Kosher food is food that meets Jewish dietary laws, or kashrut. The word kashrut comes from a Hebrew word for "fit" or "proper." Though many unfamiliar with the concept assume "kosher food" is "healthy food," it actually refers to any food that has been prepared in adherence to Jewish law, or halacha. Conversely, foods labeled as "Jewish" aren't necessarily kosher. Kreplach, cholent, kugel, latke, and kishka are all traditionally Jewish foods, but if they are not prepared in accordance with kashrut, they will not be kosher.

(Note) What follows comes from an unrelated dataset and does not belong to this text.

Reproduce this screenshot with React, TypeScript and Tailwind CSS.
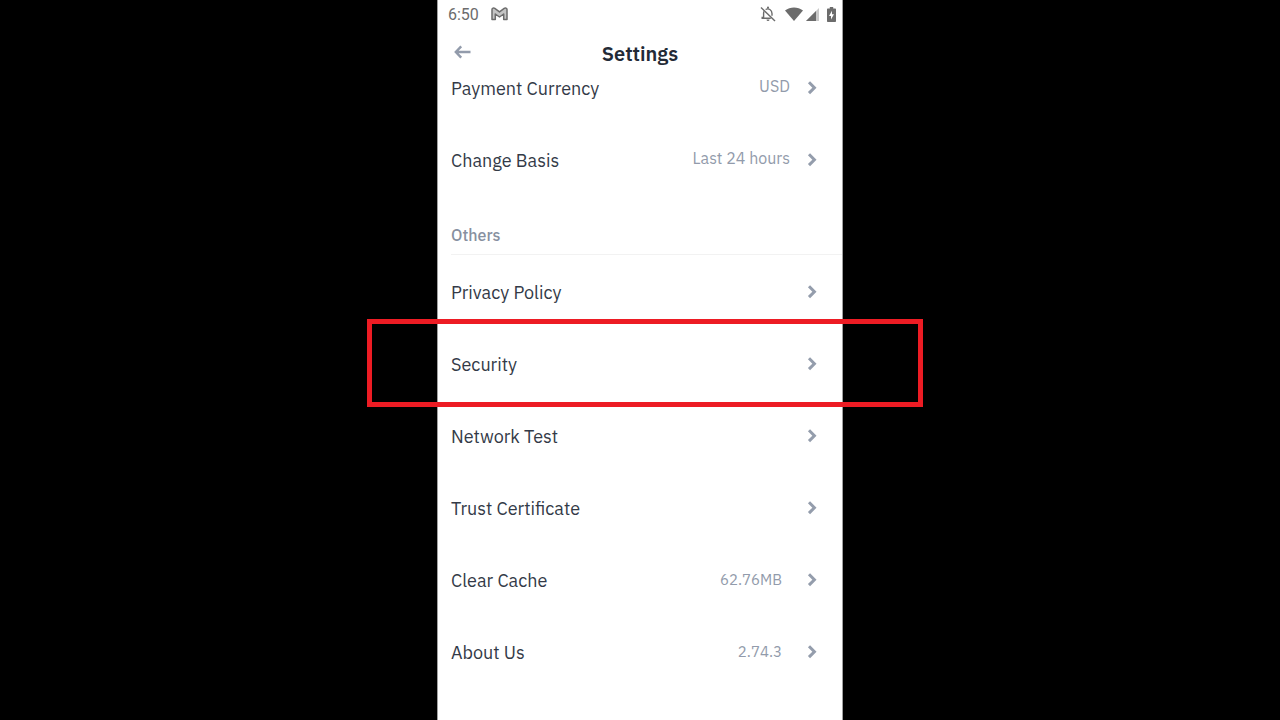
import type { ReactNode } from "react";

interface SettingsItem {
  label: string;
  value?: string;
  valueClass?: string;
  highlighted?: boolean;
}

const preferences: SettingsItem[] = [
  { label: "Payment Currency", value: "USD", valueClass: "mr-4 pb-1 text-base" },
  { label: "Change Basis", value: "Last 24 hours", valueClass: "mr-4 pb-1 text-base" },
];

const others: SettingsItem[] = [
  { label: "Privacy Policy" },
  { label: "Security", highlighted: true },
  { label: "Network Test" },
  { label: "Trust Certificate" },
  { label: "Clear Cache", value: "62.76MB", valueClass: "mr-6 text-[15px]" },
  { label: "About Us", value: "2.74.3", valueClass: "mr-6 text-[15px]" },
];

function ChevronIcon() {
  return (
    <svg className="w-3 h-4 shrink-0" viewBox="0 0 12 16" fill="none" aria-hidden="true">
      <path d="M3 2.3 8.4 7.7 3 13.1" stroke="#949dac" strokeWidth="3" />
    </svg>
  );
}

function SettingsRow({ item }: { item: SettingsItem }) {
  return (
    <li className="relative">
      <button type="button" className="flex h-6 w-full items-center text-left cursor-pointer">
        <span className="flex-1 pt-[2px] text-lg leading-6 text-[#333a47]">{item.label}</span>
        {item.value && (
          <span className={`leading-6 text-[#929bab] ${item.valueClass}`}>{item.value}</span>
        )}
        <ChevronIcon />
      </button>
      {item.highlighted && (
        <div className="absolute -top-[33px] -bottom-[31px] -left-[84px] -right-[105px] border-5 border-[#ed1c24] pointer-events-none" />
      )}
    </li>
  );
}

function SettingsList({ children }: { children: ReactNode }) {
  return <ul className="flex flex-col gap-12 pl-[13px] pr-6">{children}</ul>;
}

function StatusBar() {
  return (
    <div className="flex h-7 items-center pl-[10px] pr-[6px] text-[#6c6c6c]">
      <span className="font-[Roboto,sans-serif] pt-[2px] text-base leading-6">6:50</span>
      <svg className="ml-3 w-[17px] h-[14px]" viewBox="0 0 17 14" fill="none" aria-label="Gmail">
        <path
          d="M1 2.6C1 1 2.7.6 3.8 1.4l4.7 3.5 4.7-3.5C14.300.6 16 1 16 2.6v9.900h-3.300V7L8.500 10 4.300 7v5.500H1z"
          fill="#c4c4c4"
          stroke="currentColor"
          strokeWidth="1.5"
          strokeLinejoin="round"
        />
      </svg>
      <div className="ml-auto flex items-center">
        <svg className="w-4 h-4" viewBox="0 0 16 16" fill="none" aria-label="Notifications muted">
          <path d="M1 1.5 15 15" stroke="currentColor" strokeWidth="1.4" />
          <path
            d="M5.6 3.5C8.5 1.8 12 3.8 12 7.5v2.2M4 5.4c-.3.7-.4 1.4-.4 2.1v4H2.2v.7h8.6"
            stroke="currentColor"
            strokeWidth="1.4"
          />
          <path d="M7 2.5V1.6a1 1 0 0 1 2 0v.9zM6.5 13.4h3a1.5 1.5 0 0 1-3 0z" fill="currentColor" />
        </svg>
        <svg className="ml-[9px] w-[18px] h-[14px]" viewBox="0 0 18 14" aria-label="Wi-Fi">
          <path d="M0 3.5c5.2-4.1 12.8-4.1 18 0L9 14z" fill="currentColor" />
        </svg>
        <svg className="ml-[3px] w-[13px] h-[13px]" viewBox="0 0 13 13" aria-label="Mobile signal">
          <path d="M13 0v13H0z" fill="#c9c9c9" />
          <path d="M10 3v10H0z" fill="currentColor" />
        </svg>
        <svg className="ml-[8px] w-[9px] h-[15px]" viewBox="0 0 9 15" aria-label="Battery charging">
          <path d="M2.8 0h3.4v1.5H8c.6 0 1 .4 1 1V14c0 .6-.4 1-1 1H1c-.6 0-1-.4-1-1V2.5c0-.6.4-1 1-1h1.8z" fill="currentColor" />
          <path d="M5 3.8 2 8.9h2v3.7l3-5.3H5z" fill="#fff" />
        </svg>
      </div>
    </div>
  );
}

export default function App() {
  return (
    <div className="flex min-h-screen justify-center overflow-x-hidden bg-black font-['IBM_Plex_Sans',Roboto,sans-serif]">
      <main className="w-full max-w-[406px] border-x border-[#a0a0a0] bg-white pb-14">
        <StatusBar />

        <header className="grid h-12 grid-cols-[1fr_auto_1fr] items-center px-4">
          <button type="button" aria-label="Back" className="w-5 cursor-pointer">
            <svg className="w-[18px] h-[14px]" viewBox="0 0 18 14" fill="none">
              <path d="M7.2 1.3 1.8 7l5.4 5.7M2 7h14.5" stroke="#929bab" strokeWidth="2.4" />
            </svg>
          </button>
          <h1 className="pt-1 text-xl font-semibold leading-6 text-[#232a36]">Settings</h1>
        </header>

        <SettingsList>
          {preferences.map((item) => (
            <SettingsRow key={item.label} item={item} />
          ))}
        </SettingsList>

        <section>
          <div className="mt-[51px] mb-[25px] ml-[13px] border-b border-[#f2f2f2]">
            <h2 className="pb-[7px] text-base font-medium leading-6 text-[#8790a0]">Others</h2>
          </div>
          <SettingsList>
            {others.map((item) => (
              <SettingsRow key={item.label} item={item} />
            ))}
          </SettingsList>
        </section>
      </main>
    </div>
  );
}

Kashrut has a rather extensive set of laws. There are laws derived directly from the Torah or bible (d'orita) which generally have greater importance and others that have been identified over the years by Rabbis (d'rabanan) because there may be some unclear aspects by the biblical law alone. Moreover, there is a lot of dispute over the nuance of kashrut. As a result, what one segment of the Jewish community deems as kosher may not jive with that of another segment. There are, however, many agreed upon general rules.
A good portion of kosher food regulations, and perhaps the laws that are some of the most well known among non-Jews, has to do with particular animals that cannot be consumed — pig probably being the most well known. According to the Torah, cloven hoofed, cud-chewing mammals can be kosher. Cows, deer, sheep and goats, for example, may be kosher, while pigs and rabbits, for example, never are. Only certain birds may be considered kosher in the United States, including chicken, duck, goose, and turkey. For seafood or fish to be kosher, it must have fins and easily removable scales, like tuna, carp and herring. Shellfish generally, and lobsters, shrimp and clams specifically, are not kosher.
Kashrut has very extensive laws on the proper slaughter of animals as well. So, while a particular animal, like a cow, may be kosher, if it is not properly slaughtered, it is not kosher. Both poultry and meat must be slaughtered under strict dietary guidelines called shechita. These rules of slaughter require, among other things, that (1) only trained butchers shochet) perform the slaughter, (2) the animal not have any medical defect like a disease, (3) the animal be killed with a sharp knife and one swift motion to the carotid artery, and (4) as much blood is removed as possible through a process known as kashering.
The Separation of Dairy and Meat
Milk and meat cannot be eaten or served together. In fact, many observant restaurants are exclusively dairy (milchig) or meat (fleishig) to ensure that there is no cross-contamination in observing this aspect of kashrut. Pareve food — food that is neither meat nor dairy, such as vegetables, eggs, fish, and grains — can typically be served and eaten with either meat or dairy foods. Rabbinic law includes poultry in this prohibition so fried chicken that has been breaded with a milk-based batter isn't kosher, but because fish is pareve, milk-battered and fried fish or bagels with lox and cream cheese is kosher.
Kosher kitchens must maintain separate sets of utensils, pots, pans, dishes, and anything else that comes in contact with food for using with milk and meat. In addition, dishes and utensils in a kosher kitchen can't be washed together. If a kitchen has two sinks or dishwashers, it is an ideal setup for a kosher family; if not, separate wash buckets are often used. Dishes and utensils must be dried using separate racks or dishtowels as well.
There are many other rules to be followed for anything to be considered kosher food. To make identification easier on the consumer, kosher food is often identified as such by its kashrut certification on the food's package. Kashrut certification is generally indicated by an identifiable symbol (hechsher) or by the word pareve. In order to get that certification, an authorized Rabbi must supervise the process the food underwent. Because different denominations apply different nuanced interpretations of kashrut, there are actually many different types of symbols based on the kosher certifying agency. The Union of Orthodox Congregations is a common certifying agency in the US whose symbol is the letter "U" inside of a circle.
The Word "Kosher" in American English
Though the formal use of the Hebrew/Yiddish word "kosher" technically only refers to food that is "ritually fit or pure," it has come to be commonly but informally used in American English to refer to most anything, food or otherwise, that is appropriate, legitimate, proper, or genuine. Instead of saying "that's not right," one might say "that's not kosher."